Leick écrit: "Malgré ses efforts et ses campagnes militaires réussies, il ne fut pas en mesure de protéger son État de la désintégration et, après sa mort, les sources écrites se sont taries dans une période d'anarchie et de confusion accrues"(A-Z of Mesopotamia, 159). Il est intéressant de noter que "son projet de construction le plus important fut la reconstruction du temple d'Enlil à Nippur" et que cet événement, associé à l'invasion des Gutis et à une famine généralisée, est peut-être à l'origine de la légende qui donna naissance à la malédiction d'Akkad.

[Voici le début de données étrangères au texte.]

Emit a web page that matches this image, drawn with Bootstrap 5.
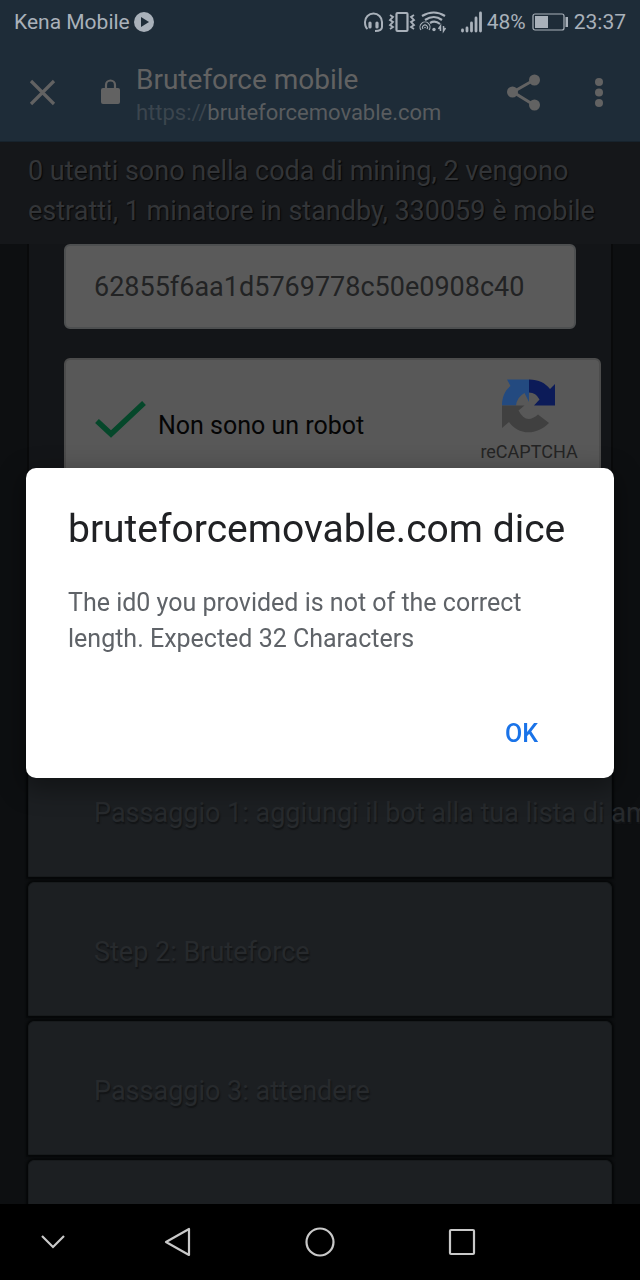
<!DOCTYPE html>
<html lang="it">
<head>
<meta charset="utf-8">
<meta name="viewport" content="width=device-width, initial-scale=1">
<title>Bruteforce mobile</title>
<link href="https://cdn.jsdelivr.net/npm/bootstrap@5.3.0/dist/css/bootstrap.min.css" rel="stylesheet">
<script src="https://cdn.jsdelivr.net/npm/bootstrap@5.3.0/dist/js/bootstrap.bundle.min.js" defer></script>
<style>
  body { font-family: Roboto, "Liberation Sans", sans-serif; background: #0d0f11; color: #5f6163; }
  svg { display: block; flex: none; }
  button.plain { background: none; border: 0; padding: 0; color: inherit; }
  .statusbar { background: #1e2c38; color: #a9b1ba; font-size: 21px; line-height: 44px; padding: 0 14px; }
  .battery { margin: 0 2px; }
  .appbar { background: #1e2c38; color: #626262; height: 98px; border-bottom: 1px solid #17232d; padding: 0 28px; }
  .appbar .close-key { margin-right: 44px; }
  .page-heading { padding-top: 6px; }
  .page-title { font-size: 28px; line-height: 34px; }
  .page-url { font-size: 22px; line-height: 32px; color: #595c5f; }
  .page-url .scheme { color: #3b454e; }
  .queue-note { background: #15171a; color: #333538; font-size: 27px; line-height: 40px; padding: 9px 28px 13px; text-shadow: 1px 1px 1px #060708; }
  .content-area { min-height: 0; }
  .id-panel { margin: 0 27px; height: 499px; background: #131518; border: solid #090a0b; border-width: 0 2px; padding: 0 10px 0 35px; }
  .id-field.form-control { width: auto; height: 85px; margin-right: 25px; background: #5a5a5a; border: 2px solid #4d4f50; border-radius: 6px; color: #222324; font-size: 27px; padding: 0 28px; }
  .captcha-box { height: 156px; margin-top: 29px; background: #585858; border: 2px solid #4c4c4c; border-radius: 6px; color: #050505; font-size: 25px; padding-left: 28px; }
  .captcha-check { padding-bottom: 20px; }
  .captcha-check svg { margin-bottom: 12px; }
  .captcha-logo { width: 140px; font-size: 18px; line-height: 22px; color: #242424; padding-top: 19px; }
  .captcha-terms { font-size: 14px; line-height: 24px; }
  .step-panel { margin: 0 28px 5px; height: 134px; background: #1c1f22; border: 1px solid #171a1c; border-radius: 6px 6px 0 0; color: #272a2d; font-size: 27px; line-height: 40px; padding: 49px 65px 0; text-shadow: 1px 2px 1px #131517; box-shadow: 0 0 2px 2px #060809; white-space: nowrap; }
  .scrim { inset: 44px 0 0; padding-bottom: 78px; }
  .alert-sheet { margin: 0 26px; background: #fff; border-radius: 10px; padding: 37px 42px 14px; box-shadow: 0 8px 24px 4px rgba(0,0,0,.35); }
  .alert-sheet h1 { font-size: 39px; line-height: 48px; font-weight: 400; color: #202124; margin: 0 0 32px; }
  .alert-sheet p { font-size: 25px; line-height: 36px; color: #5f6368; margin: 0 0 47px; }
  .ok-button { color: #1a73e8; font-size: 25px; line-height: 36px; font-weight: 500; padding: 12px 34px; border: 0; }
  .navkeys { background: #000; color: #c9c9c9; height: 76px; display: grid; grid-template-columns: 3fr 4fr 4fr 4fr 3fr; }
</style>
</head>
<body>
<div class="d-flex flex-column vh-100 overflow-hidden">
  <div class="statusbar d-flex align-items-center justify-content-between flex-shrink-0">
    <div class="d-flex align-items-center gap-1">
      <span>Kena Mobile</span>
      <svg width="20" height="20" viewBox="0 0 20 20"><circle cx="10" cy="10" r="10" fill="currentColor"/><path d="M7 5l8 5-8 5z" fill="#1e2c38"/></svg>
    </div>
    <div class="d-flex align-items-center gap-1">
      <svg width="84" height="24" viewBox="0 0 84 24" fill="none" stroke="currentColor">
        <path d="M3.500 19Q1 17 1 12A8.500 8.500 0 0 1 18 12V17Q18 21 11 21" stroke-width="2"/>
        <path d="M6 13v4M13 13v4" stroke-width="3.200" stroke-linecap="round"/>
        <rect x="32.500" y="3" width="11" height="18" rx="1" stroke-width="2.200"/>
        <path d="M26 5l3 2-3 3 3 2-3 3 3 2-3 2M50 5l-3 2 3 3-3 2 3 3-3 2 3 2" stroke-width="1.800"/>
        <path d="M58 6Q70-1 81 6M61 10Q70 4 78 10M66 13Q71 10 76 14" stroke-width="2.200"/>
        <path d="M57 20a5 5 0 1 1 8 0M59 19a2.500 2.500 0 1 1 4 0" stroke-width="1.100"/>
        <circle cx="61" cy="17.500" r=".8" fill="currentColor" stroke="none"/>
        <circle cx="70" cy="19.500" r="1.700" fill="currentColor" stroke="none"/>
        <path d="M76.500 21v-5l-2 3M79.500 16v5l2-3" stroke-width="1.500"/>
      </svg>
      <svg class="ms-2" width="23" height="22" viewBox="0 0 23 22" stroke="currentColor" stroke-width="2.800" stroke-linecap="round"><path d="M2.500 20v-1M7 20v-3M11.500 20v-8M16 20V7M20.500 20V2"/></svg>
      <span>48%</span>
      <svg class="battery" width="36" height="18" viewBox="0 0 36 18"><rect x="1" y="1" width="31" height="16" rx="2" fill="none" stroke="currentColor" stroke-width="1.200"/><path d="M3 3h13v12H3zM33.500 4H36v10h-2.500z" fill="currentColor"/></svg>
      <span>23:37</span>
    </div>
  </div>

  <header class="appbar d-flex align-items-center flex-shrink-0">
    <button class="plain close-key" aria-label="Chiudi">
      <svg width="28" height="28" viewBox="0 0 28 28" stroke="currentColor" stroke-width="3.200"><path d="M3 2l23 23M26 2L3 25"/></svg>
    </button>
    <svg class="me-3" width="20" height="28" viewBox="0 0 20 28"><rect x="1" y="9" width="19" height="16" rx="2" fill="currentColor"/><path d="M6 10V6a4.500 4.500 0 0 1 9 0v4" fill="none" stroke="currentColor" stroke-width="2.200"/></svg>
    <div class="page-heading flex-grow-1">
      <div class="page-title">Bruteforce mobile</div>
      <div class="page-url"><span class="scheme">https://</span>bruteforcemovable.com</div>
    </div>
    <button class="plain me-5" aria-label="Condividi">
      <svg width="36" height="38" viewBox="0 0 36 38"><path d="M28 6L7 18l21 13" fill="none" stroke="currentColor" stroke-width="3"/><g fill="currentColor"><circle cx="28.500" cy="6" r="5.500"/><circle cx="6.500" cy="18" r="5.500"/><circle cx="28.500" cy="31" r="5.500"/></g></svg>
    </button>
    <button class="plain ms-1 me-2" aria-label="Menu">
      <svg width="10" height="32" viewBox="0 0 10 32" fill="currentColor"><circle cx="5" cy="5" r="4"/><circle cx="5" cy="15.500" r="4"/><circle cx="5" cy="26" r="4"/></svg>
    </button>
  </header>

  <div class="queue-note flex-shrink-0">0 utenti sono nella coda di mining, 2 vengono estratti, 1 minatore in standby, 330059 è mobile</div>

  <main class="content-area flex-grow-1 overflow-hidden">
    <section class="id-panel">
      <div class="d-flex"><input class="id-field form-control flex-grow-1" type="text" aria-label="id0" value="62855f6aa1d5769778c50e0908c40"></div>
      <div class="captcha-box d-flex justify-content-between">
        <div class="captcha-check d-flex align-items-center gap-2">
          <svg width="56" height="42" viewBox="0 0 56 42"><path d="M3 22l14 13L50 4" fill="none" stroke="#05472a" stroke-width="5.500"/></svg>
          <span>Non sono un robot</span>
        </div>
        <div class="captcha-logo text-center">
          <svg class="mx-auto mb-2" width="54" height="54" viewBox="0 0 54 54">
            <path d="M0 26.500C0 18 3 11 8.500 7L5 .5H27V23L22.500 14Q15 18 14 26.500z" fill="#234a80"/>
            <path d="M27 .5C37 .5 43 4 48 10l5-5V26.500H32l5.500-6Q34 13.500 27 13.500z" fill="#0c1b58"/>
            <path d="M0 26.500H22.500l-6 5Q24 46 36 35.500L47 44C33 58 15 55 7 43L0 49z" fill="#404040"/>
          </svg>
          reCAPTCHA
          <div class="captcha-terms">Privacy - Termini</div>
        </div>
      </div>
    </section>
    <section class="step-panel">Passaggio 1: aggiungi il bot alla tua lista di amici</section>
    <section class="step-panel">Step 2: Bruteforce</section>
    <section class="step-panel">Passaggio 3: attendere</section>
    <section class="step-panel"></section>
  </main>

  <nav class="navkeys align-items-center flex-shrink-0" aria-label="Tasti di navigazione">
    <button class="plain mx-auto" aria-label="Nascondi"><svg width="26" height="18" viewBox="0 0 26 18" fill="none" stroke="currentColor" stroke-width="2.200"><path d="M2 3l11 11L24 3"/></svg></button>
    <button class="plain mx-auto" aria-label="Indietro"><svg width="28" height="36" viewBox="0 0 28 36" fill="none" stroke="currentColor" stroke-width="2.200" stroke-linejoin="round"><path d="M25 5v26L2 18z"/></svg></button>
    <button class="plain mx-auto" aria-label="Home"><svg width="32" height="32" viewBox="0 0 32 32" fill="none" stroke="currentColor" stroke-width="2.200"><circle cx="16" cy="16" r="13.500"/></svg></button>
    <button class="plain mx-auto" aria-label="Recenti"><svg width="28" height="28" viewBox="0 0 28 28" fill="none" stroke="currentColor" stroke-width="2.200"><rect x="2" y="2" width="24" height="24" rx="1"/></svg></button>
  </nav>
</div>

<div class="scrim position-fixed d-flex flex-column justify-content-center">
  <div class="alert-sheet" role="alertdialog" aria-labelledby="alert-title" aria-describedby="alert-text">
    <h1 id="alert-title">bruteforcemovable.com dice</h1>
    <p id="alert-text">The id0 you provided is not of the correct length. Expected 32 Characters</p>
    <div class="d-flex justify-content-end"><button class="ok-button btn">OK</button></div>
  </div>
</div>
</body>
</html>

Shar-Kali-Sarri mena une guerre presque continuelle contre les Élamites, les Amorites et les envahisseurs gutis, mais c'est l'invasion guti, associée au changement climatique qui provoqua la famine, qui est le plus souvent considérée comme responsable de l'effondrement de l'empire akkadien et de l'âge sombre mésopotamien qui s'ensuivit. Les événements du règne de Shar-Kali-Sarri se mêleraient plus tard à ceux des autres rois akkadiens pour former la base de fables et d'histoires racontées pendant des milliers d'années.

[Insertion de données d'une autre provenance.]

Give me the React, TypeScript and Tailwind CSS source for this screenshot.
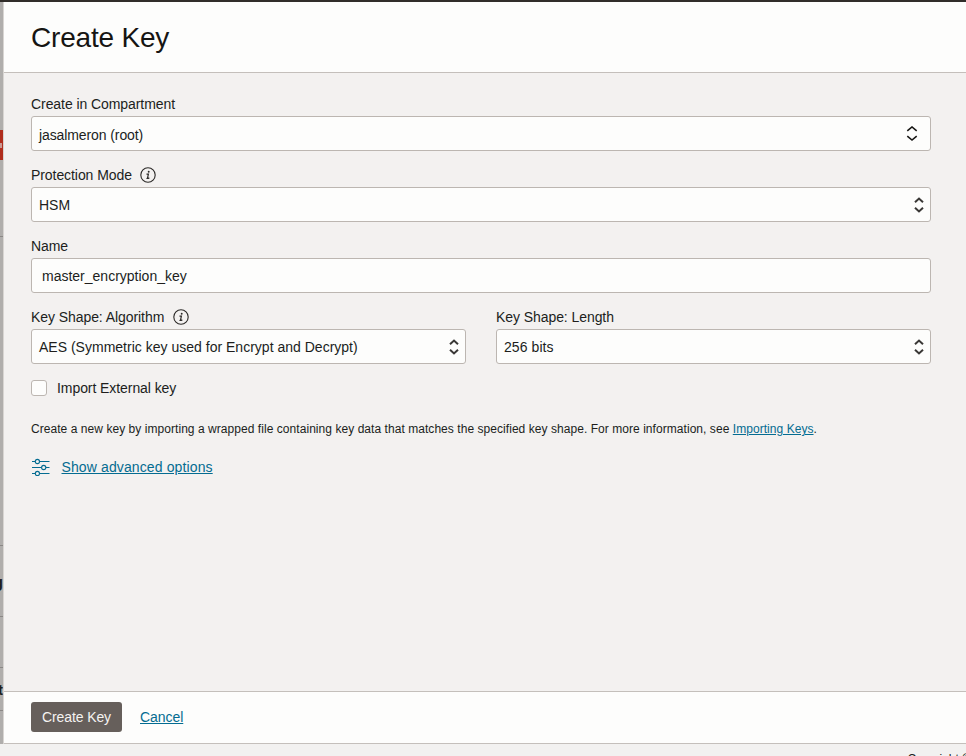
import type { ReactNode } from "react";

function InfoIcon() {
  return (
    <svg className="ml-[8.500px] size-4 text-[#2b2927]" viewBox="0 0 16 16" fill="none">
      <circle cx="8" cy="8" r="7.2" stroke="currentColor" strokeWidth="1.1" />
      <circle cx="8.7" cy="4.8" r="0.95" fill="currentColor" />
      <path d="M6.500 7.100H8.400L7.500 11.100M6.500 11.200Q7.900 11.900 9.300 10.700" stroke="currentColor" strokeWidth="1.2" />
    </svg>
  );
}

function Chevrons({ wide = false }: { wide?: boolean }) {
  return wide ? (
    <svg className="mr-[12.500px] h-4 w-3 shrink-0" viewBox="0 0 12 16" fill="none" stroke="#161513" strokeWidth="1.6">
      <path d="M1.300 4.800 6 1l4.700 3.800M1.300 10.200 6 14l4.700-3.800" />
    </svg>
  ) : (
    <svg className="mr-[5px] h-4 w-3 shrink-0" viewBox="0 0 12 16" fill="none" stroke="#3a3836" strokeWidth="2">
      <path d="M2 5.200 6 1.500l4 3.700M2 10.700 6 14.400l4-3.700" />
    </svg>
  );
}

function Field({ label, info, children }: { label: string; info?: boolean; children: ReactNode }) {
  return (
    <div className="min-w-0 flex-1 pt-3">
      <div className="flex h-6 items-center">
        <span className="tracking-[-0.07px] whitespace-nowrap">{label}</span>
        {info && <InfoIcon />}
      </div>
      <div className="flex h-[35px] items-center justify-between rounded-[3px] border border-[#bcb6b1] bg-[#fdfdfc] pl-[7px]">
        {children}
      </div>
    </div>
  );
}

export default function App() {
  return (
    <div className="flex h-[756px] w-[966px] flex-col overflow-hidden bg-[#f3f1f0] font-['Liberation_Sans',Arial,sans-serif] text-[14px] text-[#201e1c]">
      <div className="h-[2px] shrink-0 bg-[#312d2a]" />
      <div className="flex h-[742px] shrink-0">
        <aside className="flex w-[3px] shrink-0 flex-col overflow-hidden bg-[#b0aeac]">
          <div className="mt-32 flex h-[30px] shrink-0 items-center bg-[#b02d1d]">
            <div className="h-[5px] w-[2px] bg-[#cb9892]" />
          </div>
          <div className="mt-[76px] h-px shrink-0 bg-[#8b8886]" />
          <div className="mt-[308px] h-px shrink-0 bg-[#8b8886]" />
          <div className="mt-[28px] flex h-[18px] shrink-0 justify-end text-[16px] leading-[18px] font-bold">g</div>
          <div className="mt-[24px] h-px shrink-0 bg-[#8b8886]" />
          <div className="mt-[50px] h-px shrink-0 bg-[#8b8886]" />
          <div className="mt-[13px] flex h-[18px] shrink-0 justify-end text-[14px] leading-[18px] font-bold">t</div>
          <div className="mt-[11px] h-px shrink-0 bg-[#8b8886]" />
        </aside>
        <main className="flex min-w-0 flex-1 flex-col border-l border-[#d8d5d2]">
          <header className="flex h-[71px] shrink-0 items-center border-b border-[#c4bfbb] bg-[#fdfdfc] pt-[2px] pl-[27px]">
            <h1 className="text-[28px] leading-8 tracking-[-0.2px] text-[#161513]">Create Key</h1>
          </header>
          <section className="flex-1 pt-[7px] pr-[35px] pl-[27px]">
            <Field label="Create in Compartment">
              <span className="pt-[3px] tracking-[-0.1px]">jasalmeron (root)</span>
              <Chevrons wide />
            </Field>
            <Field label="Protection Mode" info>
              <span className="pt-[2px]">HSM</span>
              <Chevrons />
            </Field>
            <Field label="Name">
              <span className="pt-[2px] pl-[3px]">master_encryption_key</span>
            </Field>
            <div className="flex gap-[30px]">
              <Field label="Key Shape: Algorithm" info>
                <span className="pt-[2px] tracking-[0.01px]">AES (Symmetric key used for Encrypt and Decrypt)</span>
                <Chevrons />
              </Field>
              <Field label="Key Shape: Length">
                <span className="pt-[2px] tracking-[0.08px]">256 bits</span>
                <Chevrons />
              </Field>
            </div>
            <div className="mt-4 flex h-4 items-center">
              <div className="size-4 rounded-[3px] border border-[#bcb6b1] bg-[#fdfdfc]" />
              <span className="ml-[10px] tracking-[-0.07px]">Import External key</span>
            </div>
            <p className="mt-[25px] h-4 text-[12px] leading-4 tracking-[0.052px] whitespace-nowrap">
              Create a new key by importing a wrapped file containing key data that matches the specified key shape. For more information, see <a className="text-[#046c91] underline">Importing Keys</a>.
            </p>
            <div className="mt-[20px] flex h-5 items-center text-[#046c91]">
              <svg className="h-[18px] w-5" viewBox="0 0 20 18" fill="none" stroke="currentColor" strokeWidth="1.1">
                <path d="M1 3.500h3.100M8.700 3.500H18.500M1 9.500h9.300M15 9.500h3.500M1 15.500h3.100M8.700 15.500H18.500" />
                <circle cx="6.400" cy="3.500" r="2.100" />
                <circle cx="12.700" cy="9.500" r="2.100" />
                <circle cx="6.400" cy="15.500" r="2.100" />
              </svg>
              <a className="ml-[10.500px] tracking-[0.12px] underline">Show advanced options</a>
            </div>
          </section>
          <footer className="flex h-[53px] shrink-0 items-center border-t border-b border-[#c4bfbb] bg-[#fdfdfc] pb-px pl-[27px]">
            <button className="h-[30px] w-[91px] rounded-[3px] bg-[#665f5b] pt-px tracking-[-0.1px] text-[#f5f3f1]">Create Key</button>
            <a className="mt-px ml-[18px] tracking-[-0.05px] text-[#046c91] underline">Cancel</a>
          </footer>
        </main>
      </div>
      <div className="flex h-3 shrink-0 justify-end overflow-hidden bg-[#f2f1f0]">
        <span className="-mr-[5px] mt-[8px] text-[12px] leading-[14px] whitespace-nowrap">Copyright ©</span>
      </div>
    </div>
  );
}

Au VIIe siècle avant notre ère, les Assyriens lisaient et racontaient encore les histoires de Sargon le Grand et de Naram-Sin. Ces ouvrages ont été découverts dans les ruines de la bibliothèque d'Assurbanipal (r. de 668 à 627 av. J.-C.) à Ninive au milieu du 19e siècle, avec plus de 30 000 autres textes, offrant à ces légendes un nouveau public plus de 3 000 ans après leur rédaction. Lorsque les armées d'invasion des Mèdes, des Babyloniens et des Perses détruisirent les grandes villes assyriennes, elles ont enterré ces récits sous les décombres des bâtiments en flammes et, ce faisant, les ont préservés de sorte que, des milliers d'années plus tard, les gens lisent encore les récits des héros akkadiens et du grand roi, Naram-Sin.